Nobody understands the GIL - Part 2: Implementation

Published on June 14, 2013 by Jesse Storimer

Last time, I began wanting to take you on a deep dive into MRI to see how the GIL is implemented. But first, I wanted to make sure I was asking the right question. Part 1 formulated the question, but today we'll look for answers inside MRI itself. We'll go looking for that elusive creature they call the GIL

In the first draft of this post, I really emphasized the C code that underlies the GIL, showing as much of it as I could. But after a while, the message was drowning in the details. I went back and reworked things so that you now see less C code with more explanations and diagrams. But for the source code divers, I'll at least mention the C functions, so you can go track them down.

Last time on...

Part 1 left off asking these two questions:

  1. Does the GIL guarantee that array << nil is atomic?
  2. Does the GIL guarantee that your Ruby code will be thread-safe?

The first question is answered by looking at the implementation, so let's start there.

This snippet was spinning us around last time:

array = []

5.times.map do
  Thread.new do
    1000.times do
      array << nil
    end
  end
end.each(&:join)

puts array.size

If you assume that Array is thread-safe, the expected result would be an Array with 5000 elements. Since Array isn't thread-safe, implementations like JRuby and Rubinius produce an unexpected result; something less than 5000. It's the interaction, and switching between, multiple threads that corrupted the underlying data.

MRI produces the expected result, but is it a fluke or a guarantee?

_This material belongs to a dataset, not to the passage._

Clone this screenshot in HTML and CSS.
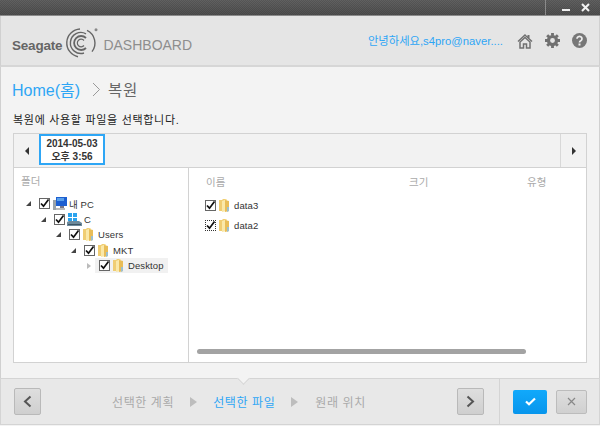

Let's begin our technical deep dive with a snippet of Ruby code to study.

Thread.new do
  array << nil
end

From the top 

To study what happens with this snippet, we need to look at how a thread is spawned inside MRI. We'll mostly be looking at functions from the thread*.c files in MRI. There's lots of indirection in these files to support both the Windows and Posix thread APIs, but all of the functions we look at come from those source files.

The first underlying operation of Thread.new is to spawn a new native thread to back the Ruby thread. The C function that becomes the body of the new thread is called thread_start_func_2. Here's a look at this function at a high-level.

 

There's a lot of boilerplate code here that you don't need to see. I highlighted the parts of the function that we care about. Near the top, this new thread acquires the GIL. Remember that this thread remains idle until it actually owns the GIL. Near the middle of the function, it calls the block that you pass to Thread.new. After wrapping things up, it releases the GIL and exits the native thread.

In our snippet, this new thread is spawned from the main thread. Given this, we can assume that the main thread is currently holding the GIL. This new thread will have to wait until the main thread releases it before it can continue.

Let's look at how that happens when this new thread tries to acquire the GIL.

static void
gvl_acquire_common(rb_vm_t *vm)
{
  if (vm->gvl.acquired) {
    vm->gvl.waiting++;
    if (vm->gvl.waiting == 1) {
      rb_thread_wakeup_timer_thread_low();
    }

    while (vm->gvl.acquired) {
      native_cond_wait(&vm->gvl.cond, &vm->gvl.lock);
    }

This is a snippet from the gvl_acquire_common function. This function is called when our new thread tries to acquire the GIL.

First, it checks if the GIL is currently acquired. If it is, then it increments the waiting attribute of the GIL. With our snippet, this value should now be 1. The very next line checks to see if waiting is 1. It is, so the next line triggers a wakeup of a timer thread.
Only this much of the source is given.